Bryan May

Your member of parliament for


Bryan May

Your member of parliament for



Fraud Prevention

Recognize, Reject and Report Fraud

Our office and the Canadian Anti-Fraud Centre want to ensure that Cambridge and North Dumfries residents have the right tools to deal with instances of fraud and scams used to steal money or identities.

Each day, new scams are being reported, and it’s important that residents are protected from these attempts. The more you know about specific scams and their tactics, the less likely you are to become a victim.

Fraudulent scams are premised on professional-looking content meant to convince you they are a legitimate. Whether it be a charity, government, or business, typically, they prey on vulnerable situations – such as those needing help with loans, finding employment, or with immigration status — and use fear to encourage you to act without thinking first.

The first sign of fraud is that they often ask for fees in advance of services or goods.

Recognizing Fraud

Fraudsters have sophisticated tactics which help them to appear reliable – they can spoof phone numbers to make it look like they are calling from a Government agency such as Canada Revenue Agency (CRA) or the Waterloo Regional Police, or they may have a well-designed website that makes them look like a legitimate business or charity.

Spoofing is when a person sends an email or a phone call, and the address or phone number that appears is a fake one.

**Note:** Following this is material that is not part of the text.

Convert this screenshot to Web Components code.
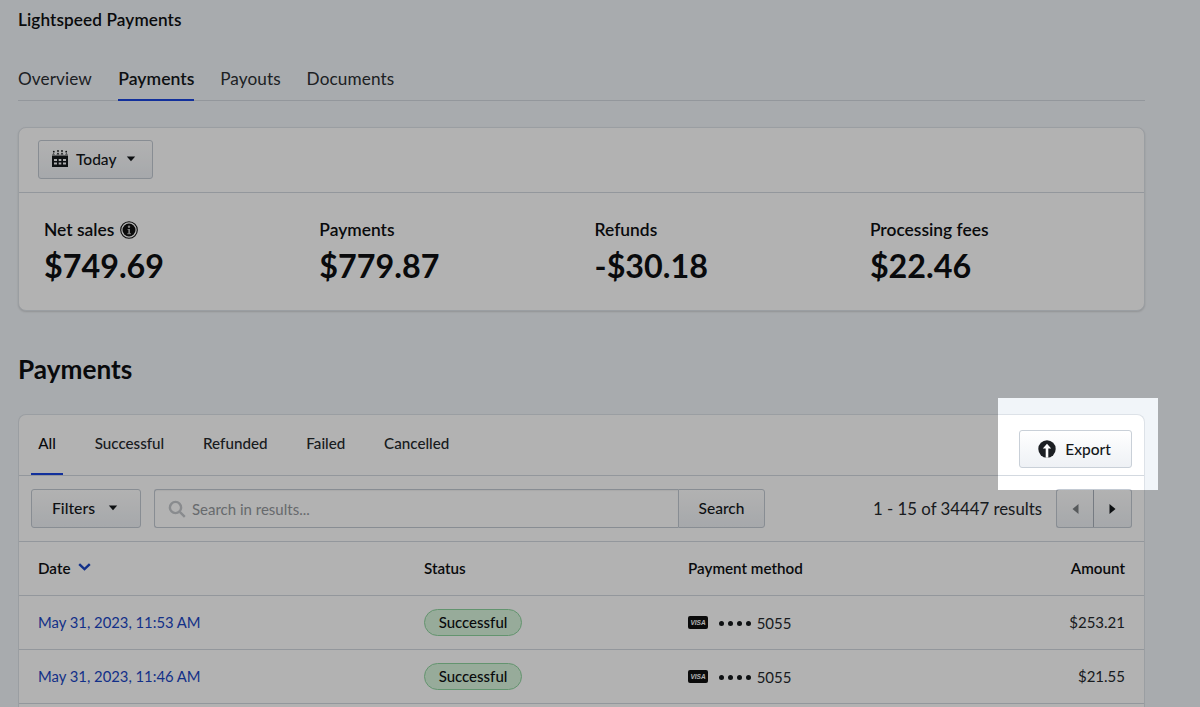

For example, your caller ID could say “Canada Revenue Agency,” even though the call is not actually coming from CRA.

If you receive a call from a Government agency such as the CRA, keep in mind that the Government will never ask that you send money anywhere, for any reason, or call you to ask for personal information such as credit card information, social insurance number, bank account number, or passport number. All regular payments are done through legitimate government websites.

Fraud originating from apparent businesses will often use fear or very enticing offers to convince you to pay for a good before seeing or receiving it.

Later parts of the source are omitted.